> Task objective: Write the records below out again exactly as given, with no images.

> Record excerpts:

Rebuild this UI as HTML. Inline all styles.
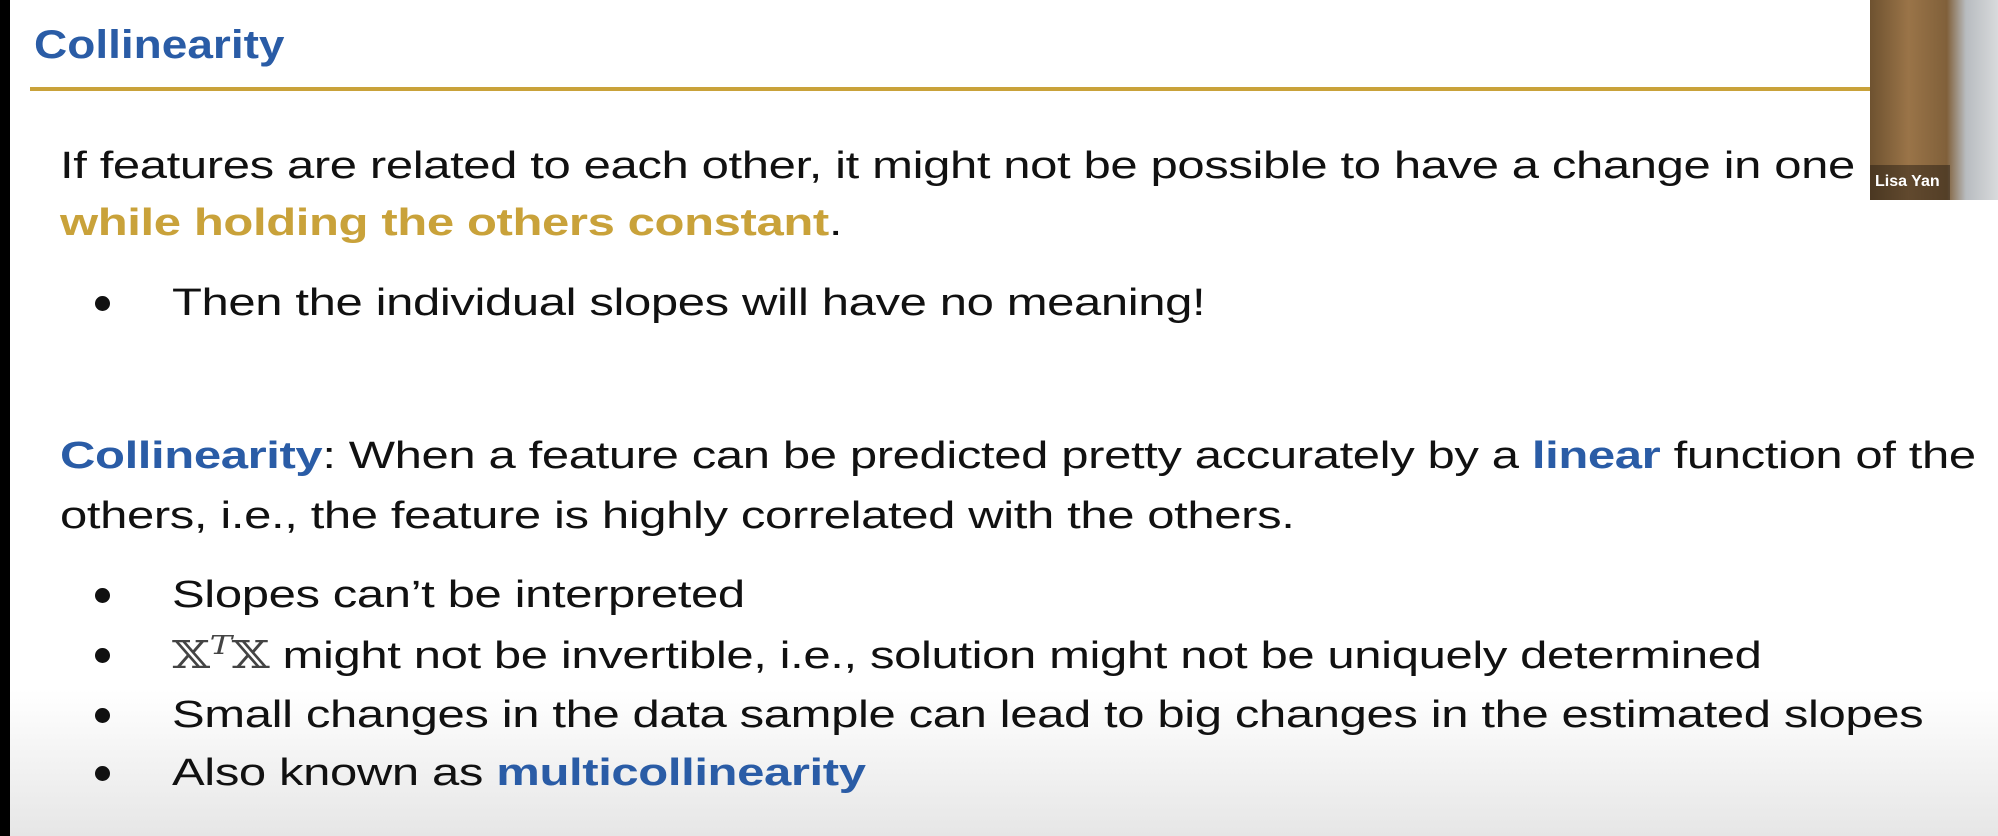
<!DOCTYPE html>
<html><head><meta charset="utf-8"><style>
html,body{margin:0;padding:0}
body{width:1998px;height:836px;position:relative;overflow:hidden;background:linear-gradient(#fff 0,#fff 690px,#e6e6e6 836px);font-family:"Liberation Sans",sans-serif;color:#111}
.l{position:absolute;white-space:nowrap;font-size:38px;line-height:46px;font-weight:300;letter-spacing:-0.3px;transform:scaleX(1.29);transform-origin:0 0}
.b{color:#2a5ca6;font-weight:bold}
.g{color:#c9a23a;font-weight:bold}
.dot{position:absolute;width:15px;height:15px;border-radius:50%;background:#111;left:95px}
.x{font-family:"DejaVu Serif",serif;color:#444;font-weight:normal}
sup{line-height:0;vertical-align:0;position:relative;top:-14px}
</style></head><body>
<div style="position:absolute;left:0;top:0;width:10px;height:836px;background:#000"></div>
<div style="position:absolute;left:34px;top:20px;font-size:40px;font-weight:bold;color:#2a5ca6;line-height:50px;transform:scaleX(1.15);transform-origin:0 0">Collinearity</div>
<div style="position:absolute;left:30px;top:87px;width:1845px;height:4px;background:#c9a23a"></div>
<div style="position:absolute;left:1870px;top:0;width:128px;height:200px;background:linear-gradient(90deg,#6e5230 0,#9a7448 30%,#80603a 60%,#b8bcc0 75%,#d8dadc 100%)"></div>
<div style="position:absolute;left:1870px;top:165px;width:80px;height:35px;background:rgba(40,30,20,.5)"></div>
<div style="position:absolute;left:1875px;top:172px;color:#fff;font-size:16px;font-weight:bold;line-height:20px">Lisa Yan</div>

<div class="l" style="left:60px;top:143px">If features are related to each other, it might not be possible to have a change in one</div>
<div class="l" style="left:60px;top:200px"><span class="g">while holding the others constant</span>.</div>
<div class="dot" style="top:296px"></div>
<div class="l" style="left:172px;top:280px">Then the individual slopes will have no meaning!</div>
<div class="l" style="left:60px;top:433px"><span class="b">Collinearity</span>: When a feature can be predicted pretty accurately by a <span class="b">linear</span> function of the</div>
<div class="l" style="left:60px;top:493px">others, i.e., the feature is highly correlated with the others.</div>
<div class="dot" style="top:588px"></div>
<div class="l" style="left:172px;top:572px">Slopes can’t be interpreted</div>
<div class="dot" style="top:648px"></div>
<div class="l" style="left:172px;top:632px"><span class="x">𝕏<sup style="font-style:italic;font-size:26px">T</sup>𝕏</span> might not be invertible, i.e., solution might not be uniquely determined</div>
<div class="dot" style="top:708px"></div>
<div class="l" style="left:172px;top:692px">Small changes in the data sample can lead to big changes in the estimated slopes</div>
<div class="dot" style="top:766px"></div>
<div class="l" style="left:172px;top:750px">Also known as <span class="b">multicollinearity</span></div>
</body></html>
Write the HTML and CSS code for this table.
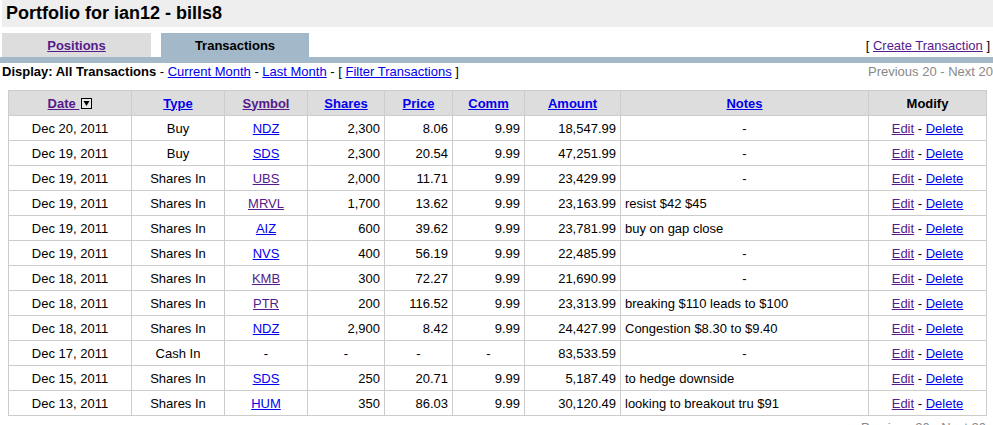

> Exercise result:
Rebuild this UI as HTML. Inline all styles.
<!DOCTYPE html>
<html><head><meta charset="utf-8"><style>
html,body{margin:0;padding:0}
body{width:1998px;height:836px;position:relative;overflow:hidden;background:linear-gradient(#fff 0,#fff 690px,#e6e6e6 836px);font-family:"Liberation Sans",sans-serif;color:#111}
.l{position:absolute;white-space:nowrap;font-size:38px;line-height:46px;font-weight:300;letter-spacing:-0.3px;transform:scaleX(1.29);transform-origin:0 0}
.b{color:#2a5ca6;font-weight:bold}
.g{color:#c9a23a;font-weight:bold}
.dot{position:absolute;width:15px;height:15px;border-radius:50%;background:#111;left:95px}
.x{font-family:"DejaVu Serif",serif;color:#444;font-weight:normal}
sup{line-height:0;vertical-align:0;position:relative;top:-14px}
</style></head><body>
<div style="position:absolute;left:0;top:0;width:10px;height:836px;background:#000"></div>
<div style="position:absolute;left:34px;top:20px;font-size:40px;font-weight:bold;color:#2a5ca6;line-height:50px;transform:scaleX(1.15);transform-origin:0 0">Collinearity</div>
<div style="position:absolute;left:30px;top:87px;width:1845px;height:4px;background:#c9a23a"></div>
<div style="position:absolute;left:1870px;top:0;width:128px;height:200px;background:linear-gradient(90deg,#6e5230 0,#9a7448 30%,#80603a 60%,#b8bcc0 75%,#d8dadc 100%)"></div>
<div style="position:absolute;left:1870px;top:165px;width:80px;height:35px;background:rgba(40,30,20,.5)"></div>
<div style="position:absolute;left:1875px;top:172px;color:#fff;font-size:16px;font-weight:bold;line-height:20px">Lisa Yan</div>

<div class="l" style="left:60px;top:143px">If features are related to each other, it might not be possible to have a change in one</div>
<div class="l" style="left:60px;top:200px"><span class="g">while holding the others constant</span>.</div>
<div class="dot" style="top:296px"></div>
<div class="l" style="left:172px;top:280px">Then the individual slopes will have no meaning!</div>
<div class="l" style="left:60px;top:433px"><span class="b">Collinearity</span>: When a feature can be predicted pretty accurately by a <span class="b">linear</span> function of the</div>
<div class="l" style="left:60px;top:493px">others, i.e., the feature is highly correlated with the others.</div>
<div class="dot" style="top:588px"></div>
<div class="l" style="left:172px;top:572px">Slopes can’t be interpreted</div>
<div class="dot" style="top:648px"></div>
<div class="l" style="left:172px;top:632px"><span class="x">𝕏<sup style="font-style:italic;font-size:26px">T</sup>𝕏</span> might not be invertible, i.e., solution might not be uniquely determined</div>
<div class="dot" style="top:708px"></div>
<div class="l" style="left:172px;top:692px">Small changes in the data sample can lead to big changes in the estimated slopes</div>
<div class="dot" style="top:766px"></div>
<div class="l" style="left:172px;top:750px">Also known as <span class="b">multicollinearity</span></div>
</body></html>
Write the HTML and CSS code for this table.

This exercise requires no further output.